> _TASK GOAL_
Say how many lines in the data below contain the word "styles", and give no other text.

> _SUPPLIED DATA_
-- Begin --
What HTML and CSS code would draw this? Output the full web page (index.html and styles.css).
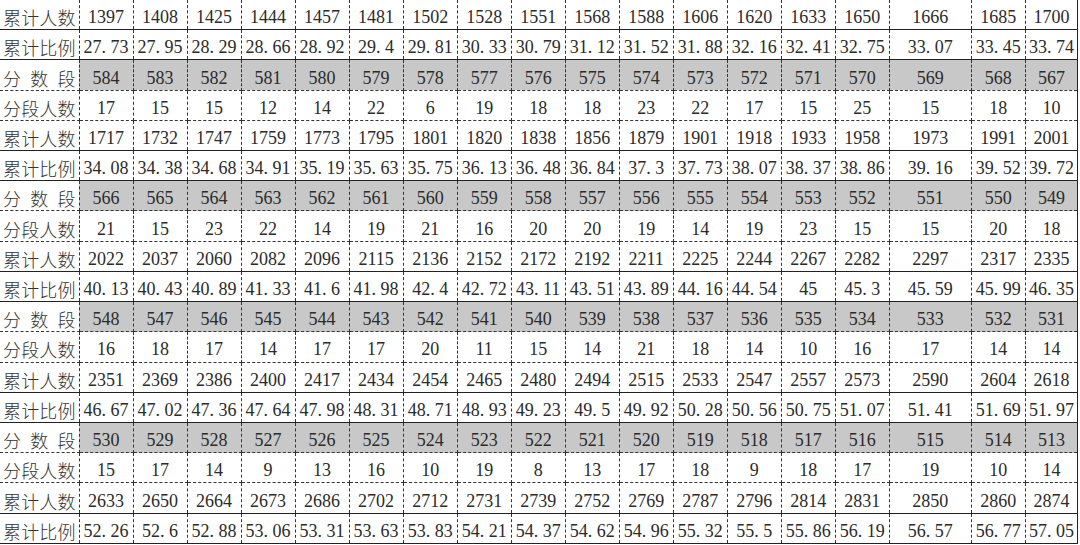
FILE: index.html
```html
<!DOCTYPE html>
<html lang="zh">
<head>
<meta charset="utf-8">
<title>分数段统计表</title>
<link rel="stylesheet" href="styles.css">
</head>
<body>
<table class="score-table">
<colgroup>
<col class="c-label">
<col class="c-num"><col class="c-num"><col class="c-num"><col class="c-num"><col class="c-num">
<col class="c-num"><col class="c-num"><col class="c-num"><col class="c-num"><col class="c-num">
<col class="c-num"><col class="c-num"><col class="c-num"><col class="c-num"><col class="c-num">
<col class="c-wide"><col class="c-num"><col class="c-last">
</colgroup>
<tbody>
<tr class="cum first"><th>累计人数</th><td>1397</td><td>1408</td><td>1425</td><td>1444</td><td>1457</td><td>1481</td><td>1502</td><td>1528</td><td>1551</td><td>1568</td><td>1588</td><td>1606</td><td>1620</td><td>1633</td><td>1650</td><td>1666</td><td>1685</td><td>1700</td></tr>
<tr class="pct"><th>累计比例</th><td>27<i>.</i>73</td><td>27<i>.</i>95</td><td>28<i>.</i>29</td><td>28<i>.</i>66</td><td>28<i>.</i>92</td><td>29<i>.</i>4</td><td>29<i>.</i>81</td><td>30<i>.</i>33</td><td>30<i>.</i>79</td><td>31<i>.</i>12</td><td>31<i>.</i>52</td><td>31<i>.</i>88</td><td>32<i>.</i>16</td><td>32<i>.</i>41</td><td>32<i>.</i>75</td><td>33<i>.</i>07</td><td>33<i>.</i>45</td><td>33<i>.</i>74</td></tr>
<tr class="seg"><th>分数段</th><td>584</td><td>583</td><td>582</td><td>581</td><td>580</td><td>579</td><td>578</td><td>577</td><td>576</td><td>575</td><td>574</td><td>573</td><td>572</td><td>571</td><td>570</td><td>569</td><td>568</td><td>567</td></tr>
<tr class="cnt"><th>分段人数</th><td>17</td><td>15</td><td>15</td><td>12</td><td>14</td><td>22</td><td>6</td><td>19</td><td>18</td><td>18</td><td>23</td><td>22</td><td>17</td><td>15</td><td>25</td><td>15</td><td>18</td><td>10</td></tr>
<tr class="cum"><th>累计人数</th><td>1717</td><td>1732</td><td>1747</td><td>1759</td><td>1773</td><td>1795</td><td>1801</td><td>1820</td><td>1838</td><td>1856</td><td>1879</td><td>1901</td><td>1918</td><td>1933</td><td>1958</td><td>1973</td><td>1991</td><td>2001</td></tr>
<tr class="pct"><th>累计比例</th><td>34<i>.</i>08</td><td>34<i>.</i>38</td><td>34<i>.</i>68</td><td>34<i>.</i>91</td><td>35<i>.</i>19</td><td>35<i>.</i>63</td><td>35<i>.</i>75</td><td>36<i>.</i>13</td><td>36<i>.</i>48</td><td>36<i>.</i>84</td><td>37<i>.</i>3</td><td>37<i>.</i>73</td><td>38<i>.</i>07</td><td>38<i>.</i>37</td><td>38<i>.</i>86</td><td>39<i>.</i>16</td><td>39<i>.</i>52</td><td>39<i>.</i>72</td></tr>
<tr class="seg"><th>分数段</th><td>566</td><td>565</td><td>564</td><td>563</td><td>562</td><td>561</td><td>560</td><td>559</td><td>558</td><td>557</td><td>556</td><td>555</td><td>554</td><td>553</td><td>552</td><td>551</td><td>550</td><td>549</td></tr>
<tr class="cnt"><th>分段人数</th><td>21</td><td>15</td><td>23</td><td>22</td><td>14</td><td>19</td><td>21</td><td>16</td><td>20</td><td>20</td><td>19</td><td>14</td><td>19</td><td>23</td><td>15</td><td>15</td><td>20</td><td>18</td></tr>
<tr class="cum"><th>累计人数</th><td>2022</td><td>2037</td><td>2060</td><td>2082</td><td>2096</td><td>2115</td><td>2136</td><td>2152</td><td>2172</td><td>2192</td><td>2211</td><td>2225</td><td>2244</td><td>2267</td><td>2282</td><td>2297</td><td>2317</td><td>2335</td></tr>
<tr class="pct"><th>累计比例</th><td>40<i>.</i>13</td><td>40<i>.</i>43</td><td>40<i>.</i>89</td><td>41<i>.</i>33</td><td>41<i>.</i>6</td><td>41<i>.</i>98</td><td>42<i>.</i>4</td><td>42<i>.</i>72</td><td>43<i>.</i>11</td><td>43<i>.</i>51</td><td>43<i>.</i>89</td><td>44<i>.</i>16</td><td>44<i>.</i>54</td><td>45</td><td>45<i>.</i>3</td><td>45<i>.</i>59</td><td>45<i>.</i>99</td><td>46<i>.</i>35</td></tr>
<tr class="seg"><th>分数段</th><td>548</td><td>547</td><td>546</td><td>545</td><td>544</td><td>543</td><td>542</td><td>541</td><td>540</td><td>539</td><td>538</td><td>537</td><td>536</td><td>535</td><td>534</td><td>533</td><td>532</td><td>531</td></tr>
<tr class="cnt"><th>分段人数</th><td>16</td><td>18</td><td>17</td><td>14</td><td>17</td><td>17</td><td>20</td><td>11</td><td>15</td><td>14</td><td>21</td><td>18</td><td>14</td><td>10</td><td>16</td><td>17</td><td>14</td><td>14</td></tr>
<tr class="cum"><th>累计人数</th><td>2351</td><td>2369</td><td>2386</td><td>2400</td><td>2417</td><td>2434</td><td>2454</td><td>2465</td><td>2480</td><td>2494</td><td>2515</td><td>2533</td><td>2547</td><td>2557</td><td>2573</td><td>2590</td><td>2604</td><td>2618</td></tr>
<tr class="pct"><th>累计比例</th><td>46<i>.</i>67</td><td>47<i>.</i>02</td><td>47<i>.</i>36</td><td>47<i>.</i>64</td><td>47<i>.</i>98</td><td>48<i>.</i>31</td><td>48<i>.</i>71</td><td>48<i>.</i>93</td><td>49<i>.</i>23</td><td>49<i>.</i>5</td><td>49<i>.</i>92</td><td>50<i>.</i>28</td><td>50<i>.</i>56</td><td>50<i>.</i>75</td><td>51<i>.</i>07</td><td>51<i>.</i>41</td><td>51<i>.</i>69</td><td>51<i>.</i>97</td></tr>
<tr class="seg"><th>分数段</th><td>530</td><td>529</td><td>528</td><td>527</td><td>526</td><td>525</td><td>524</td><td>523</td><td>522</td><td>521</td><td>520</td><td>519</td><td>518</td><td>517</td><td>516</td><td>515</td><td>514</td><td>513</td></tr>
<tr class="cnt"><th>分段人数</th><td>15</td><td>17</td><td>14</td><td>9</td><td>13</td><td>16</td><td>10</td><td>19</td><td>8</td><td>13</td><td>17</td><td>18</td><td>9</td><td>18</td><td>17</td><td>19</td><td>10</td><td>14</td></tr>
<tr class="cum"><th>累计人数</th><td>2633</td><td>2650</td><td>2664</td><td>2673</td><td>2686</td><td>2702</td><td>2712</td><td>2731</td><td>2739</td><td>2752</td><td>2769</td><td>2787</td><td>2796</td><td>2814</td><td>2831</td><td>2850</td><td>2860</td><td>2874</td></tr>
<tr class="pct"><th>累计比例</th><td>52<i>.</i>26</td><td>52<i>.</i>6</td><td>52<i>.</i>88</td><td>53<i>.</i>06</td><td>53<i>.</i>31</td><td>53<i>.</i>63</td><td>53<i>.</i>83</td><td>54<i>.</i>21</td><td>54<i>.</i>37</td><td>54<i>.</i>62</td><td>54<i>.</i>96</td><td>55<i>.</i>32</td><td>55<i>.</i>5</td><td>55<i>.</i>86</td><td>56<i>.</i>19</td><td>56<i>.</i>57</td><td>56<i>.</i>77</td><td>57<i>.</i>05</td></tr>
</tbody>
</table>
</body>
</html>
```

FILE: styles.css
```css
html, body {
  margin: 0;
  padding: 0;
  background: #ffffff;
}

.score-table {
  border-collapse: collapse;
  table-layout: fixed;
  width: 1078px;
  height: 544px;
  font-family: "Liberation Serif", "Noto Sans CJK SC", serif;
  font-size: 18px;
  color: #2b2b2b;
}

.c-label { width: 79px; }
.c-num { width: 54px; }
.c-wide { width: 82px; }
.c-last { width: 52px; }

.score-table th,
.score-table td {
  padding: 5px 0 0 0;
  line-height: 22px;
  vertical-align: middle;
  white-space: nowrap;
  border-left: 1px dashed #333;
  border-right: 1px dashed #333;
  border-top: 1px dashed #333;
  border-bottom: 1px dashed #333;
}

.score-table td {
  text-align: center;
}

.score-table td i {
  font-style: normal;
  display: inline-block;
  width: 0.5em;
  text-align: left;
}

.score-table th {
  font-family: "Noto Sans CJK SC", sans-serif;
  font-weight: 300;
  font-size: 18px;
  color: #333;
  padding-left: 3px;
  padding-right: 3px;
  text-align: justify;
  text-align-last: justify;
  border-left: none;
}

.score-table td:last-child {
  border-right: 1px solid #222;
}

.score-table tr.first th,
.score-table tr.first td {
  border-top: none;
}

.score-table tr.seg th,
.score-table tr.seg td {
  border-top: 1px solid #222;
}

.score-table tr.seg td {
  background: #c8c8c8;
}

.score-table tr.cum th,
.score-table tr.cum td,
.score-table tr.pct th,
.score-table tr.pct td {
  border-bottom: 1px solid #222;
}
```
-- End --
> _SOLVED EXERCISE_
3